Ignoring whatever he meant by gas “belonging” somewhere and in fear of his definition for “normal,” I continued, “How, or better yet, why, do you equate gas prices with the state of the worldwide economy?”



He cocked his head a little to the right, like a newborn puppy watching a ball roll across the floor for the first time in its life.

“Um …” was all he could manage. The longer he pondered the question, the more fearful I became of witnessing a cranial-rectal inversion.

It is this type of attitude, and the associated levels of ignorance, toward our economy that never ceases to amaze, especially when it involves overly simplistic analysis of singular items or issues.

Show me one person who is going to spend more dollars this holiday season solely due to the price of a gallon of gas being lower today than it was last month, and I’ll show you an individual who knows how to fill out unemployment forms while standing in line at the local food bank.

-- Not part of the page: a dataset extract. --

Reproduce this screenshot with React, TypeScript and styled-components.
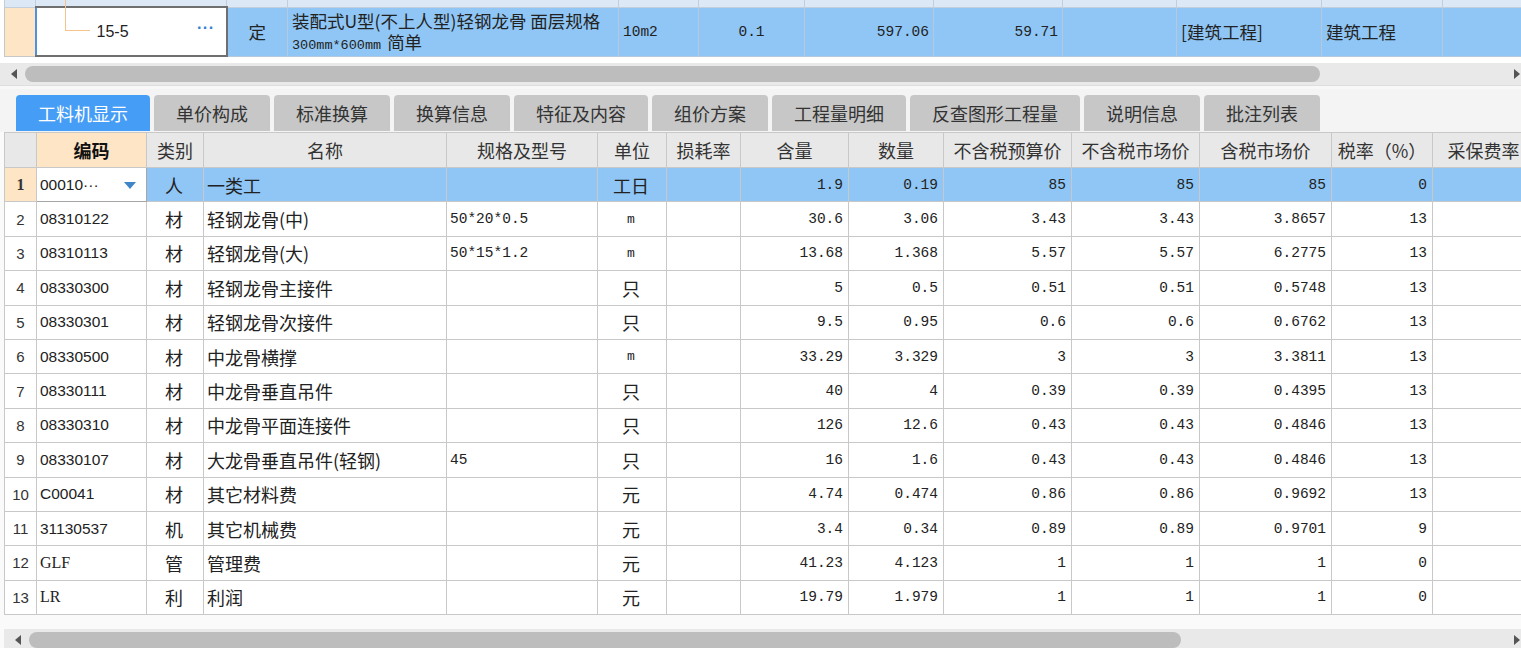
import React from "react";
import styled, { createGlobalStyle, css } from "styled-components";

const GlobalStyle = createGlobalStyle`
  html, body {
    margin: 0;
    padding: 0;
    background: #f4f4f4;
    overflow: hidden;
  }
  * {
    box-sizing: border-box;
  }
`;

const CJK = `"Noto Sans CJK SC", "Noto Sans", sans-serif`;
const MONO = `"Liberation Mono", "Noto Sans CJK SC", monospace`;
const SANS = `"Liberation Sans", "Noto Sans CJK SC", sans-serif`;
const SERIF = `"Liberation Serif", "Noto Sans CJK SC", serif`;

const fonts = { cjk: CJK, mono: MONO, sans: SANS, serif: SERIF };
type FontKind = keyof typeof fonts;

const Page = styled.div`
  width: 1521px;
  height: 648px;
  display: flex;
  flex-direction: column;
  overflow: hidden;
  color: #222;
`;

const TopPane = styled.div`
  background: #fff;
  padding-left: 4px;
  overflow: hidden;
`;

const TopTable = styled.table`
  border-collapse: collapse;
  table-layout: fixed;
  width: 1538px;
`;

const StubRow = styled.tr`
  height: 7px;

  td {
    background: #dde8f7;
    border: 1px solid #c4cedb;
    border-top: none;
    padding: 0;
  }
`;

const MainRow = styled.tr`
  height: 48px;
`;

const TopCell = styled.td<{ $align?: string; $font?: FontKind; $valign?: string }>`
  background: #8fc6f5;
  border: 1px solid #b6c9dc;
  padding: 0 4px;
  font-family: ${({ $font }) => fonts[$font || "cjk"]};
  font-size: ${({ $font }) => ($font === "mono" ? "14.5px" : "17.5px")};
  text-align: ${({ $align }) => $align || "left"};
  vertical-align: ${({ $valign }) => $valign || "middle"};
  white-space: nowrap;
  overflow: hidden;
`;

const TopIndex = styled.td`
  background: #fde5c6;
  border: 1px solid #c8c8c8;
`;

const TreeCell = styled.td`
  position: relative;
  background: #fff;
  border: 2px solid #6f6f6f;
  border-left: 2px solid #4c92e0;
  padding: 0;
  font-family: ${SANS};
  font-size: 16px;

  &::before {
    content: "";
    position: absolute;
    left: 28px;
    top: -8px;
    width: 24px;
    height: 30px;
    border-left: 1px solid #f5c48c;
    border-bottom: 1px solid #f5c48c;
  }
`;

const TreeCode = styled.span`
  display: block;
  padding-left: 60px;
`;

const More = styled.span`
  position: absolute;
  right: 11px;
  top: 11px;
  color: #2f7fd3;
  font-family: ${SANS};
  font-size: 16px;
  font-weight: bold;
  letter-spacing: 0.5px;
`;

const NameBlock = styled.div`
  line-height: 21px;
  padding-top: 2px;
`;

const Small = styled.span`
  font-family: ${MONO};
  font-size: 13.5px;
  margin-right: 6px;
`;

const ScrollTrack = styled.div<{ $top?: boolean }>`
  position: relative;
  height: 22px;
  background: #e9e9e9;
  margin-top: ${({ $top }) => ($top ? "6px" : "0")};
  margin-left: ${({ $top }) => ($top ? "-4px" : "0")};
`;

const Thumb = styled.div<{ $width: number }>`
  position: absolute;
  left: 25px;
  top: 3px;
  width: ${({ $width }) => $width}px;
  height: 16px;
  border-radius: 8px;
  background: #bdbdbd;
`;

const Arrow = styled.span<{ $dir: "left" | "right" }>`
  position: absolute;
  top: 6px;
  width: 0;
  height: 0;
  border-top: 5px solid transparent;
  border-bottom: 5px solid transparent;
  ${({ $dir }) =>
    $dir === "left"
      ? css`
          left: 11px;
          border-right: 6px solid #555;
        `
      : css`
          right: 1px;
          border-left: 6px solid #555;
        `}
`;

const Splitter = styled.div`
  height: 4px;
  background: #f8f8f8;
  border-top: 1px solid #dedede;
`;

const BottomPane = styled.div`
  flex: 1;
  display: flex;
  flex-direction: column;
  padding-top: 6px;
  min-height: 0;
`;

const TabBar = styled.div`
  display: flex;
  gap: 4px;
  padding-left: 16px;
  height: 37px;
`;

const Tab = styled.div<{ $active?: boolean }>`
  height: 36px;
  padding: 0 22px;
  display: flex;
  align-items: center;
  border-radius: 4px 4px 0 0;
  font-family: ${CJK};
  font-size: 18px;
  background: ${({ $active }) => ($active ? "#469df6" : "#c7c7c7")};
  color: ${({ $active }) => ($active ? "#fff" : "#333")};
`;

const GridWrap = styled.div`
  background: #fafafa;
  padding-left: 4px;
  overflow: hidden;
  flex: 1;
`;

const Grid = styled.table`
  border-collapse: collapse;
  table-layout: fixed;
  width: 1548px;
`;

const HeadRow = styled.tr`
  height: 35px;
`;

const Head = styled.th<{ $accent?: boolean }>`
  background: ${({ $accent }) => ($accent ? "#fde5c6" : "#e8e8e8")};
  border: 1px solid #c8c8c8;
  font-family: ${CJK};
  font-size: 18px;
  font-weight: ${({ $accent }) => ($accent ? "bold" : "normal")};
  color: ${({ $accent }) => ($accent ? "#111" : "#333")};
  white-space: nowrap;
  overflow: hidden;
  text-overflow: clip;
  padding: 0 3px;
`;

const BodyRow = styled.tr`
  height: 34.4px;
`;

const Cell = styled.td<{ $align?: string; $font?: FontKind; $active?: boolean; $size?: number }>`
  background: ${({ $active }) => ($active ? "#8fc6f5" : "#fff")};
  border: 1px solid #c8c8c8;
  padding: 0 5px 0 3px;
  font-family: ${({ $font }) => fonts[$font || "cjk"]};
  font-size: ${({ $size }) => $size}px;
  text-align: ${({ $align }) => $align || "left"};
  white-space: nowrap;
  overflow: hidden;
  color: #222;
`;

const IndexCell = styled.td<{ $active?: boolean }>`
  background: ${({ $active }) => ($active ? "#fde5c6" : "#fff")};
  border: 1px solid #c8c8c8;
  text-align: center;
  font-family: ${({ $active }) => ($active ? SERIF : SANS)};
  font-weight: ${({ $active }) => ($active ? "bold" : "normal")};
  font-size: ${({ $active }) => ($active ? "16px" : "15px")};
  color: #333;
  padding: 0;
`;

const EditCell = styled.td`
  position: relative;
  background: #fff;
  border: 1px solid #a6a6a6;
  padding: 0 3px;
  font-family: ${SANS};
  font-size: 15.5px;
`;

const Caret = styled.span`
  position: absolute;
  right: 10px;
  top: 14px;
  width: 0;
  height: 0;
  border-left: 6px solid transparent;
  border-right: 6px solid transparent;
  border-top: 7px solid #3f86c9;
`;

const Gap = styled.div`
  height: 14px;
  background: #fafafa;
`;

const topCols = [31, 191, 61, 331, 80, 106, 129, 129, 114, 145, 121, 100];
const gridCols = [32, 110, 57, 243, 151, 69, 74, 108, 95, 128, 128, 132, 101, 120];

const tabs = ["工料机显示", "单价构成", "标准换算", "换算信息", "特征及内容", "组价方案", "工程量明细", "反查图形工程量", "说明信息", "批注列表"];

const heads = ["", "编码", "类别", "名称", "规格及型号", "单位", "损耗率", "含量", "数量", "不含税预算价", "不含税市场价", "含税市场价", "税率（%）", "采保费率（"];

type Item = {
  code: string;
  codeFont?: FontKind;
  kind: string;
  name: string;
  spec: string;
  unit: string;
  qty: string;
  amount: string;
  budget: string;
  market: string;
  taxed: string;
  rate: string;
};

const items: Item[] = [
  { code: "00010···", kind: "人", name: "一类工", spec: "", unit: "工日", qty: "1.9", amount: "0.19", budget: "85", market: "85", taxed: "85", rate: "0" },
  { code: "08310122", kind: "材", name: "轻钢龙骨(中)", spec: "50*20*0.5", unit: "m", qty: "30.6", amount: "3.06", budget: "3.43", market: "3.43", taxed: "3.8657", rate: "13" },
  { code: "08310113", kind: "材", name: "轻钢龙骨(大)", spec: "50*15*1.2", unit: "m", qty: "13.68", amount: "1.368", budget: "5.57", market: "5.57", taxed: "6.2775", rate: "13" },
  { code: "08330300", kind: "材", name: "轻钢龙骨主接件", spec: "", unit: "只", qty: "5", amount: "0.5", budget: "0.51", market: "0.51", taxed: "0.5748", rate: "13" },
  { code: "08330301", kind: "材", name: "轻钢龙骨次接件", spec: "", unit: "只", qty: "9.5", amount: "0.95", budget: "0.6", market: "0.6", taxed: "0.6762", rate: "13" },
  { code: "08330500", kind: "材", name: "中龙骨横撑", spec: "", unit: "m", qty: "33.29", amount: "3.329", budget: "3", market: "3", taxed: "3.3811", rate: "13" },
  { code: "08330111", kind: "材", name: "中龙骨垂直吊件", spec: "", unit: "只", qty: "40", amount: "4", budget: "0.39", market: "0.39", taxed: "0.4395", rate: "13" },
  { code: "08330310", kind: "材", name: "中龙骨平面连接件", spec: "", unit: "只", qty: "126", amount: "12.6", budget: "0.43", market: "0.43", taxed: "0.4846", rate: "13" },
  { code: "08330107", kind: "材", name: "大龙骨垂直吊件(轻钢)", spec: "45", unit: "只", qty: "16", amount: "1.6", budget: "0.43", market: "0.43", taxed: "0.4846", rate: "13" },
  { code: "C00041", kind: "材", name: "其它材料费", spec: "", unit: "元", qty: "4.74", amount: "0.474", budget: "0.86", market: "0.86", taxed: "0.9692", rate: "13" },
  { code: "31130537", kind: "机", name: "其它机械费", spec: "", unit: "元", qty: "3.4", amount: "0.34", budget: "0.89", market: "0.89", taxed: "0.9701", rate: "9" },
  { code: "GLF", codeFont: "serif", kind: "管", name: "管理费", spec: "", unit: "元", qty: "41.23", amount: "4.123", budget: "1", market: "1", taxed: "1", rate: "0" },
  { code: "LR", codeFont: "serif", kind: "利", name: "利润", spec: "", unit: "元", qty: "19.79", amount: "1.979", budget: "1", market: "1", taxed: "1", rate: "0" },
];

function Scrollbar({ thumb, top }: { thumb: number; top?: boolean }) {
  return (
    <ScrollTrack $top={top}>
      <Arrow $dir="left" />
      <Thumb $width={thumb} />
      <Arrow $dir="right" />
    </ScrollTrack>
  );
}

function ItemRow({ item, index }: { item: Item; index: number }) {
  const active = index === 0;
  const num = (v: string) => (
    <Cell $active={active} $align="right" $font="mono" $size={14.5}>
      {v}
    </Cell>
  );
  const isCjkUnit = item.unit !== "m";

  return (
    <BodyRow>
      <IndexCell $active={active}>{index + 1}</IndexCell>
      {active ? (
        <EditCell>
          {item.code}
          <Caret />
        </EditCell>
      ) : (
        <Cell $font={item.codeFont || "sans"} $size={item.codeFont ? 16 : 15.5}>
          {item.code}
        </Cell>
      )}
      <Cell $active={active} $align="center" $size={18}>
        {item.kind}
      </Cell>
      <Cell $active={active} $size={18}>
        {item.name}
      </Cell>
      <Cell $active={active} $font="mono" $size={14.5}>
        {item.spec}
      </Cell>
      <Cell $active={active} $align="center" $font={isCjkUnit ? "cjk" : "mono"} $size={isCjkUnit ? 18 : 13}>
        {item.unit}
      </Cell>
      <Cell $active={active} />
      {num(item.qty)}
      {num(item.amount)}
      {num(item.budget)}
      {num(item.market)}
      {num(item.taxed)}
      {num(item.rate)}
      <Cell $active={active} />
    </BodyRow>
  );
}

export default function App() {
  return (
    <Page>
      <GlobalStyle />
      <TopPane>
        <TopTable>
          <colgroup>
            {topCols.map((w, i) => (
              <col key={i} style={{ width: w }} />
            ))}
          </colgroup>
          <tbody>
            <StubRow>
              {topCols.map((_, i) => (
                <td key={i} />
              ))}
            </StubRow>
            <MainRow>
              <TopIndex />
              <TreeCell>
                <TreeCode>15-5</TreeCode>
                <More>···</More>
              </TreeCell>
              <TopCell $align="center">定</TopCell>
              <TopCell $valign="top">
                <NameBlock>
                  装配式U型(不上人型)轻钢龙骨 面层规格
                  <br />
                  <Small>300mm*600mm</Small>简单
                </NameBlock>
              </TopCell>
              <TopCell $font="mono">10m2</TopCell>
              <TopCell $font="mono" $align="center">
                0.1
              </TopCell>
              <TopCell $font="mono" $align="right">
                597.06
              </TopCell>
              <TopCell $font="mono" $align="right">
                59.71
              </TopCell>
              <TopCell />
              <TopCell>[建筑工程]</TopCell>
              <TopCell>建筑工程</TopCell>
              <TopCell />
            </MainRow>
          </tbody>
        </TopTable>
        <Scrollbar top thumb={1295} />
      </TopPane>
      <Splitter />
      <BottomPane>
        <TabBar>
          {tabs.map((t, i) => (
            <Tab key={t} $active={i === 0}>
              {t}
            </Tab>
          ))}
        </TabBar>
        <GridWrap>
          <Grid>
            <colgroup>
              {gridCols.map((w, i) => (
                <col key={i} style={{ width: w }} />
              ))}
            </colgroup>
            <thead>
              <HeadRow>
                {heads.map((h, i) => (
                  <Head key={i} $accent={i === 1}>
                    {h}
                  </Head>
                ))}
              </HeadRow>
            </thead>
            <tbody>
              {items.map((item, i) => (
                <ItemRow key={item.code} item={item} index={i} />
              ))}
            </tbody>
          </Grid>
          <Gap />
          <Scrollbar thumb={1152} />
        </GridWrap>
      </BottomPane>
    </Page>
  );
}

If I didn’t know better, I’d swear our myopic fiscal vision has no foresight.

Jobless claims across the country have hit a 16-year high, and consumer spending, which accounts for two-thirds of all economic activity, is measurably worse than right after 9/11.

Retail inventories are high because nobody’s buying stuff. Wholesale inventories are low because manufacturers can’t get the credit to hire the people to make more stuff. Auto sales are almost half what they were just a year ago, and consumers are telling the Big 3 where to stick their stuff.

Home prices continue to sink while the sales of new homes are at their lowest level since George Bush Sr. was in office.

Yet because of a temporary dip in the price of oil, sales of Hummers are suddenly expected to rise like a phoenix from the auto ashes?

Excuse me, but somebody needs a big long strip of mental floss.

The markets just finished their first positive week in months and best overall week since 1984, yet are still down around 40 percent for the year, effectively erasing over $10 trillion in personal wealth of Americans since last Christmas.

For perspective’s sake, that amounts to about $250 million for every man, woman and child (both legal and, um, not so much) of Eagle County.

That’s a whole lot of Epic Passes.

The point being that it has taken decades for the credit crisis, which supports the true foundation for this worldwide economic collapse, to reach its fiscally dilapidating conclusion, and will take at the very least a few years to make it back to “even.”

Only then can we happily return to our overindulging ways. In the meantime, quick dips in oil prices should not be used as rationalization for any naive changes in spending habits, especially those who have trouble understanding the differences between an Escalade and a Smart Car.

NOTE: The preceding opinions belong to Richard and are not necessarily shared by this newspaper, but for the sake of personal financial stability, he thinks they should be.